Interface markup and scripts

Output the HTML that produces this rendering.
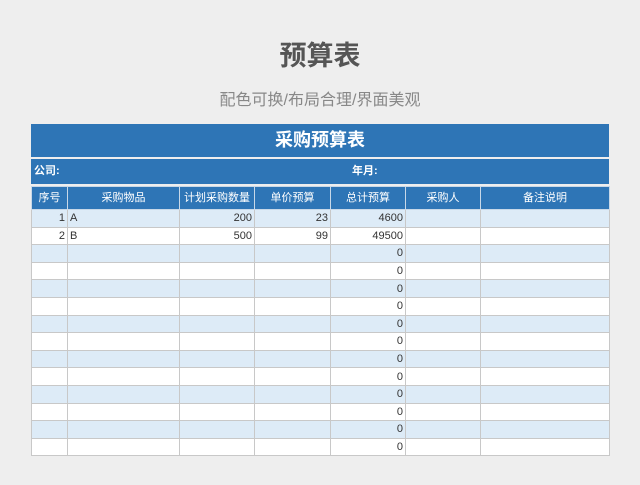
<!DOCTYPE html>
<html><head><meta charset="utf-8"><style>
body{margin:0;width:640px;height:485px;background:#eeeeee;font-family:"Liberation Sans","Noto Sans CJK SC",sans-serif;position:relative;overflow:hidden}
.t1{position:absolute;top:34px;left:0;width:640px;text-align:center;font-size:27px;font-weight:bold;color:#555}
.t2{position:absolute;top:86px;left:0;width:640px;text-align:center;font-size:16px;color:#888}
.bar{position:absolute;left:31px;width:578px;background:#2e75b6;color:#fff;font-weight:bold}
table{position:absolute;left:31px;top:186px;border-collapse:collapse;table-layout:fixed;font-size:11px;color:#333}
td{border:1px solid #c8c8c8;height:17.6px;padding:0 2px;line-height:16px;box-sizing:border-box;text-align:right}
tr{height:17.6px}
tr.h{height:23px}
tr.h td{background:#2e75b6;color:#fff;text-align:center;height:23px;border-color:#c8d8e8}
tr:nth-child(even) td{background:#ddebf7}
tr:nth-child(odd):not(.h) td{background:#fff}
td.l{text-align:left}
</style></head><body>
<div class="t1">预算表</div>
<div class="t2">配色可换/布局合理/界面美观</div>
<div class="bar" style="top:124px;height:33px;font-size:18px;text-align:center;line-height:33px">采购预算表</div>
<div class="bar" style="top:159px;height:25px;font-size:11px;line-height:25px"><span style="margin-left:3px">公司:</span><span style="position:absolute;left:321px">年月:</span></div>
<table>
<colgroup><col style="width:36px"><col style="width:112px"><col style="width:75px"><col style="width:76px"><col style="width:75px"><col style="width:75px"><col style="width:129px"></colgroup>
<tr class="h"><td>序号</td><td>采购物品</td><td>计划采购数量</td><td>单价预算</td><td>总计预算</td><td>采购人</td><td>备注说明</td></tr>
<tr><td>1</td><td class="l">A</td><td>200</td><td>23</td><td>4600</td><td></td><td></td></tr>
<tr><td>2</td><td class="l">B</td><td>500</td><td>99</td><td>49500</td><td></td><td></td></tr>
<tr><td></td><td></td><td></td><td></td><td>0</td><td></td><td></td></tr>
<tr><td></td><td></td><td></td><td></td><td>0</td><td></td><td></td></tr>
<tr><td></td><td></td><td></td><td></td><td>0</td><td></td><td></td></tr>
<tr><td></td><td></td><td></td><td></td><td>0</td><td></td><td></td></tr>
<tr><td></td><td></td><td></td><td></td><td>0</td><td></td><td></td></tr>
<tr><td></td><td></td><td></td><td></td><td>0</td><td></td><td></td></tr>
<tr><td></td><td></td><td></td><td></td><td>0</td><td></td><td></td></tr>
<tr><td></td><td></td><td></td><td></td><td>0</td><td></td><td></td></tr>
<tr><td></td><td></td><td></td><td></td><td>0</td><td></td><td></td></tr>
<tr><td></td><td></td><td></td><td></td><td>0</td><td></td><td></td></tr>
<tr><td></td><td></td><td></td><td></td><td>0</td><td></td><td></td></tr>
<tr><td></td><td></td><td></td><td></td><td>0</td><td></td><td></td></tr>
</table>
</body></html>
==
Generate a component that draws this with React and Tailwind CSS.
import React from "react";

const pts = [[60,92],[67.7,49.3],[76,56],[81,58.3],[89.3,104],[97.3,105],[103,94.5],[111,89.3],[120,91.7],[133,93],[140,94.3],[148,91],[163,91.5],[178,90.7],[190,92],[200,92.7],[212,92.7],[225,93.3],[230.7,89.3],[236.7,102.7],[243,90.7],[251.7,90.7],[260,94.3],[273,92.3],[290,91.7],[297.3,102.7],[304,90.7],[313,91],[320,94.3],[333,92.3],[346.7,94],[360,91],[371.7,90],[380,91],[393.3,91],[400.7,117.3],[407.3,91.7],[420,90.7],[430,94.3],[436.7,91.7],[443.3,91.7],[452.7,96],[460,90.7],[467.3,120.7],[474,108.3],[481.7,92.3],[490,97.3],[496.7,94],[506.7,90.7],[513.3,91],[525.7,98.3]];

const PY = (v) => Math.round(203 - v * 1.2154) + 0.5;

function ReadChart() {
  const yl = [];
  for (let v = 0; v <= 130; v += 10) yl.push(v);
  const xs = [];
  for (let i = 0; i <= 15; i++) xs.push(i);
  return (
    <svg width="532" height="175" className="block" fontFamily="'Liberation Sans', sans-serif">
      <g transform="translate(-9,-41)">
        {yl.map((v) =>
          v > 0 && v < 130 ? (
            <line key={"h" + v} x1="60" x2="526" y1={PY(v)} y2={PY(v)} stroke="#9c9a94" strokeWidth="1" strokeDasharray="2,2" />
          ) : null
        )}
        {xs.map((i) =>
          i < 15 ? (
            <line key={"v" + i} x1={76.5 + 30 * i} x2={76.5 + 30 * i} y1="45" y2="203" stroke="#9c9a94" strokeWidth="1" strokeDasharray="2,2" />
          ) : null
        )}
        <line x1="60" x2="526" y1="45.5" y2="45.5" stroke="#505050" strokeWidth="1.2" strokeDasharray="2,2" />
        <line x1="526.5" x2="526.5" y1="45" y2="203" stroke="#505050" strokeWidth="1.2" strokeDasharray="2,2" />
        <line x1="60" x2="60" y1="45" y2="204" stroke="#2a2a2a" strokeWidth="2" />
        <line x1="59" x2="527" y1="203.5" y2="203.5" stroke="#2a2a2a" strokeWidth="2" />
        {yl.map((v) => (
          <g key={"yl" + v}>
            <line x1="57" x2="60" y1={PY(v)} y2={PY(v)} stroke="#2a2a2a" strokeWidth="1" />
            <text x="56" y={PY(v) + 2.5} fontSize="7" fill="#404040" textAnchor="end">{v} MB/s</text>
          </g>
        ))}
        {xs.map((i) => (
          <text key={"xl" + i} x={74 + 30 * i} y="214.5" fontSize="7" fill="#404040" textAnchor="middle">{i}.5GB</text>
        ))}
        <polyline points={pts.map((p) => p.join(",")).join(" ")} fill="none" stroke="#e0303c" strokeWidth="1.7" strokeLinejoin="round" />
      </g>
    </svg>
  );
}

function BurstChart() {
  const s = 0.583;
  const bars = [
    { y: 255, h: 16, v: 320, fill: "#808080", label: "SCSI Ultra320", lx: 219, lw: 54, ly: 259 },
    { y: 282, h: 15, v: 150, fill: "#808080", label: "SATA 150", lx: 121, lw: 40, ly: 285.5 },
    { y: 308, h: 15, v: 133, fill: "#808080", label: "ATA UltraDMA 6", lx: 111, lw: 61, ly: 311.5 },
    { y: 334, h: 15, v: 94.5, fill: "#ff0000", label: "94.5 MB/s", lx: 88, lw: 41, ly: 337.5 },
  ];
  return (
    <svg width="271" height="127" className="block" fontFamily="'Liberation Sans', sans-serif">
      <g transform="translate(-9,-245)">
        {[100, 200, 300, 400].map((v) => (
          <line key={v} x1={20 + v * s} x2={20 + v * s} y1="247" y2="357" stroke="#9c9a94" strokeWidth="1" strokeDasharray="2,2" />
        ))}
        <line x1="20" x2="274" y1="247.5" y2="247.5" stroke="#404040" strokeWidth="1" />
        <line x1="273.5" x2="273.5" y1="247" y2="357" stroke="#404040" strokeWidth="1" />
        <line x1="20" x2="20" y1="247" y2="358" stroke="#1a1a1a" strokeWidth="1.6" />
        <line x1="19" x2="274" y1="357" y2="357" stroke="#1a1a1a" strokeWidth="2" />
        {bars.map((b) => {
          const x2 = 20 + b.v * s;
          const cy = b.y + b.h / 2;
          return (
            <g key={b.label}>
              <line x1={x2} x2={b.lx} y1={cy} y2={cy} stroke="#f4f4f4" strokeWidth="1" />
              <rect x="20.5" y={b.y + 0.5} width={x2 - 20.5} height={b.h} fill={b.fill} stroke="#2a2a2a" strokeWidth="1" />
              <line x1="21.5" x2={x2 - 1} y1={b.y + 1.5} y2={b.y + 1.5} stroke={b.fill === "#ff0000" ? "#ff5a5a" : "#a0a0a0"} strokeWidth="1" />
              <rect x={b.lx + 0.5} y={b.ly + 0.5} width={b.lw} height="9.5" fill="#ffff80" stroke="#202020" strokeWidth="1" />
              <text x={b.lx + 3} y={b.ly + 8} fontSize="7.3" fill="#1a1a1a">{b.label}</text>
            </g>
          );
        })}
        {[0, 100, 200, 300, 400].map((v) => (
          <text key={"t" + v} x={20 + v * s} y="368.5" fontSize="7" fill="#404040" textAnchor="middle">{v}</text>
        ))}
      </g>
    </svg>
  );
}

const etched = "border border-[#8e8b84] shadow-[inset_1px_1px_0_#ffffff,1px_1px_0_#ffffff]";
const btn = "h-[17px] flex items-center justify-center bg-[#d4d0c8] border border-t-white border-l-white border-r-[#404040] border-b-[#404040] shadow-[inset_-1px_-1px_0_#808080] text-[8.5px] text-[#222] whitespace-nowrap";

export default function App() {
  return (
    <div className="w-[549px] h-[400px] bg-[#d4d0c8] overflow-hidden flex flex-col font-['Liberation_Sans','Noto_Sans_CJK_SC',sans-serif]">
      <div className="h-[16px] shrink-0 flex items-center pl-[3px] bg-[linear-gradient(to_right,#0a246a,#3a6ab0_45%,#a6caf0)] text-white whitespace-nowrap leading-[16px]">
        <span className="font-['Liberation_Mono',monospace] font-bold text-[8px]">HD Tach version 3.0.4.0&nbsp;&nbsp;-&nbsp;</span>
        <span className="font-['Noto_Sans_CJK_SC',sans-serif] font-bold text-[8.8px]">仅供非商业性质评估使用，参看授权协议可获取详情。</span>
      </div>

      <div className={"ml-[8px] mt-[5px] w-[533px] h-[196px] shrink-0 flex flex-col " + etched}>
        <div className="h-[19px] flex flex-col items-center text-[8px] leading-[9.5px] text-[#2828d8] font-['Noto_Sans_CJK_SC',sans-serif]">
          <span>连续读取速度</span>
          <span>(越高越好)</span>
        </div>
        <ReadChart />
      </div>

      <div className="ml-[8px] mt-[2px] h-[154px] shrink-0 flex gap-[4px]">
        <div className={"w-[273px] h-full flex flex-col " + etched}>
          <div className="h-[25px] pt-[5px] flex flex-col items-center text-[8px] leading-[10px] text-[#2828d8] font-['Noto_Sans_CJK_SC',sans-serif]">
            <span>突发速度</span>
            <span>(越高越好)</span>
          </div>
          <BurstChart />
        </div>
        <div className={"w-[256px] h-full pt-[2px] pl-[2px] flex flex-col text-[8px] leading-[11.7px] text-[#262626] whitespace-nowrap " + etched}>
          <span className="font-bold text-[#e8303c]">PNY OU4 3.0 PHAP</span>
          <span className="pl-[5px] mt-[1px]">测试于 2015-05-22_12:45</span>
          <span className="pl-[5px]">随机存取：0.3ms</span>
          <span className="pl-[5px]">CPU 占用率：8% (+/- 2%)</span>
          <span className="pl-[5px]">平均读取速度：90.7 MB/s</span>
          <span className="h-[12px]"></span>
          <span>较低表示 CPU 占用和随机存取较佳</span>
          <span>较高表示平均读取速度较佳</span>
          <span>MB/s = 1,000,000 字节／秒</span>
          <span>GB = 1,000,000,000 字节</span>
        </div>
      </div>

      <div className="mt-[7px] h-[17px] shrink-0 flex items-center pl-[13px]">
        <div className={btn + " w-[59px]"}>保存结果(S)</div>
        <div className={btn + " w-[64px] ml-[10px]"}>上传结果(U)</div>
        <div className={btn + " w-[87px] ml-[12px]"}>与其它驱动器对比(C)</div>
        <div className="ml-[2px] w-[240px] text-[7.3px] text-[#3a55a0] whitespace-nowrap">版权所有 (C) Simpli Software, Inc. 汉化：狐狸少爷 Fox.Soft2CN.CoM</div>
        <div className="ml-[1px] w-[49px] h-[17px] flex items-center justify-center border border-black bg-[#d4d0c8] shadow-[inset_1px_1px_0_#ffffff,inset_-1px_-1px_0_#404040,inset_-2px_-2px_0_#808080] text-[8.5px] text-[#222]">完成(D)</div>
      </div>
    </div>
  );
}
==
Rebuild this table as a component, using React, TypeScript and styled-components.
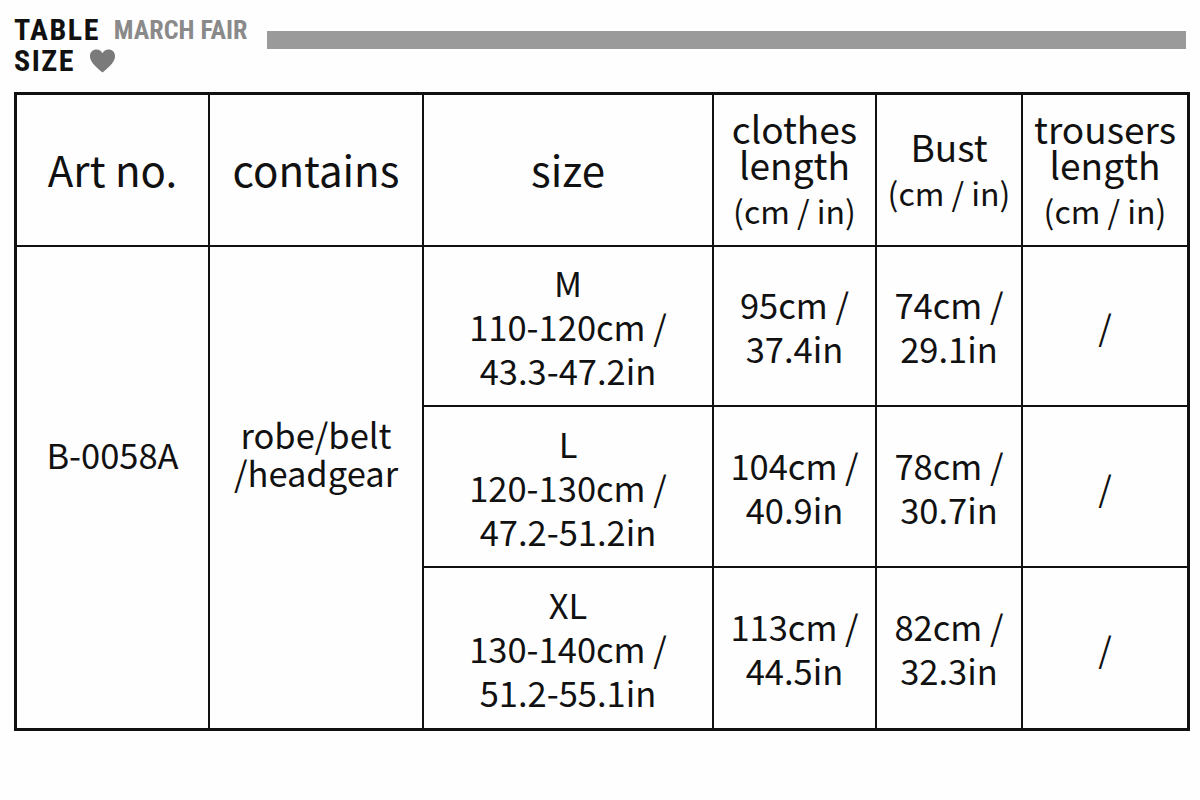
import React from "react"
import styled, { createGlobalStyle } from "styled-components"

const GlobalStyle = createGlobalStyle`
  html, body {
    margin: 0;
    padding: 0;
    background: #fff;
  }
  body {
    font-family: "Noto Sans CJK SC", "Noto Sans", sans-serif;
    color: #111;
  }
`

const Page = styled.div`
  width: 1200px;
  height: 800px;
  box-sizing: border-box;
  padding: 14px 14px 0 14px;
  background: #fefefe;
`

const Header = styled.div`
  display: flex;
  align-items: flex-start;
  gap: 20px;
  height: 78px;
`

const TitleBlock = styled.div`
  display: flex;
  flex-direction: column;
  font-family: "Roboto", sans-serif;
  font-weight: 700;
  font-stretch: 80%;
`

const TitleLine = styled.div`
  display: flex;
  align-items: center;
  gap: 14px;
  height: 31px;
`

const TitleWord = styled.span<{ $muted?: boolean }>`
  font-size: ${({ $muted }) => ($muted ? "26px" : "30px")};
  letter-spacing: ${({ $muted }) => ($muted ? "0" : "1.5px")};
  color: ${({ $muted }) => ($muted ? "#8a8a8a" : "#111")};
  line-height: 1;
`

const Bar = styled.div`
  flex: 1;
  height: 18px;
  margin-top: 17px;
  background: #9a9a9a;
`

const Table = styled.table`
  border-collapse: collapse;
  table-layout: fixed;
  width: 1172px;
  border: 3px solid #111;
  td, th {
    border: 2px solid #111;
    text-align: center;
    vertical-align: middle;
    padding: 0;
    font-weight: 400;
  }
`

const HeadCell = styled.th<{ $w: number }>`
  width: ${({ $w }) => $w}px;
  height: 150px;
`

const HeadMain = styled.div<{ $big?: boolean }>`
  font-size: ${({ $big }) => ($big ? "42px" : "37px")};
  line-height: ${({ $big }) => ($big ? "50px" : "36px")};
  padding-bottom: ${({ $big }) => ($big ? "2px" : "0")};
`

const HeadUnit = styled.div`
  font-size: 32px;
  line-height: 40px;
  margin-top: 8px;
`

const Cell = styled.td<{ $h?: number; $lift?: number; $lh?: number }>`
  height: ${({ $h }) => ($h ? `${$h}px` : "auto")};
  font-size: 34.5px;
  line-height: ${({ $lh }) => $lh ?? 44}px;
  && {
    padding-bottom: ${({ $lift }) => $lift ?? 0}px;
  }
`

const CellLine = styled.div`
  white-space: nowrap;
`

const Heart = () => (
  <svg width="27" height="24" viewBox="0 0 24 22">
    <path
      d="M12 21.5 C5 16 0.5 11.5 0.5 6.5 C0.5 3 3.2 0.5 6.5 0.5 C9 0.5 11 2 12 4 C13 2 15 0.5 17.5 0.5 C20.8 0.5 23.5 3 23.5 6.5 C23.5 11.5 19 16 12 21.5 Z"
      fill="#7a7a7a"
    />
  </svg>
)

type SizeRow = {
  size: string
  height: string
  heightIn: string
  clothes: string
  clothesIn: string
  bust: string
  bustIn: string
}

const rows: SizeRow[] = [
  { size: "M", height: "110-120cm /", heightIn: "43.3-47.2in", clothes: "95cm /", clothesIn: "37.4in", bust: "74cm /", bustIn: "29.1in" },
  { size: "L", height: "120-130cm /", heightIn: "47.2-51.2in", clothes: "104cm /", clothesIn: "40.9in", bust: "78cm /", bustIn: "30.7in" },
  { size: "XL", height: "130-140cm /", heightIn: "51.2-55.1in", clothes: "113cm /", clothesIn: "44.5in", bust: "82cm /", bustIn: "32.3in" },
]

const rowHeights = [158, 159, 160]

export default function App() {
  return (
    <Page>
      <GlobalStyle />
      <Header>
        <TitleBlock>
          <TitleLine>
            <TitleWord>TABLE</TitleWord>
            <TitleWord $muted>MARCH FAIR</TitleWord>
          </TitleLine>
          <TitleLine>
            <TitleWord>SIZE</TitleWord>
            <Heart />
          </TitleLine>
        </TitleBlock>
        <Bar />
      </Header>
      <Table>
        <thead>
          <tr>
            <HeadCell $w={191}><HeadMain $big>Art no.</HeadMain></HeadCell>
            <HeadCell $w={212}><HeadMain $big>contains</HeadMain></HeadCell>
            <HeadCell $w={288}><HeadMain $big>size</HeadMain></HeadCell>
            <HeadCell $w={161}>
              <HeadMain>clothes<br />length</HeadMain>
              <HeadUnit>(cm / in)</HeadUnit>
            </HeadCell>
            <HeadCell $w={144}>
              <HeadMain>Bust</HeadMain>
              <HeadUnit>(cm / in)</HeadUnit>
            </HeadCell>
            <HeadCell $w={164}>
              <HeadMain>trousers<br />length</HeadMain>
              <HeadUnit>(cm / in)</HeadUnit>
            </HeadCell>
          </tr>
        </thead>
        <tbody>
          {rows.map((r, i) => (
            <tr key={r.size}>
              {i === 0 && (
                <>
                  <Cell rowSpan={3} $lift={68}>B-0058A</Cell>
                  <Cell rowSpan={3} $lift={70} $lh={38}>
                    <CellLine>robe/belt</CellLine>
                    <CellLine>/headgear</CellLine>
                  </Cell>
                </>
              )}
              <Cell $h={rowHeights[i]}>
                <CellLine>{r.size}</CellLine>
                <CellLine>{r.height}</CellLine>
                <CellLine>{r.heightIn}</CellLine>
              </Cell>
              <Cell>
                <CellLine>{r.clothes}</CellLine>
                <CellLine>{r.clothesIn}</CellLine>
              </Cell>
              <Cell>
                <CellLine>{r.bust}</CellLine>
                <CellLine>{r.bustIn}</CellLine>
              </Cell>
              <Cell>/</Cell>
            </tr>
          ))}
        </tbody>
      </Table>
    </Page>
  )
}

### AIM OF THE EXERCISE
Report only the number of lines in the records that include the word "this".

### EXERCISE ANSWER
3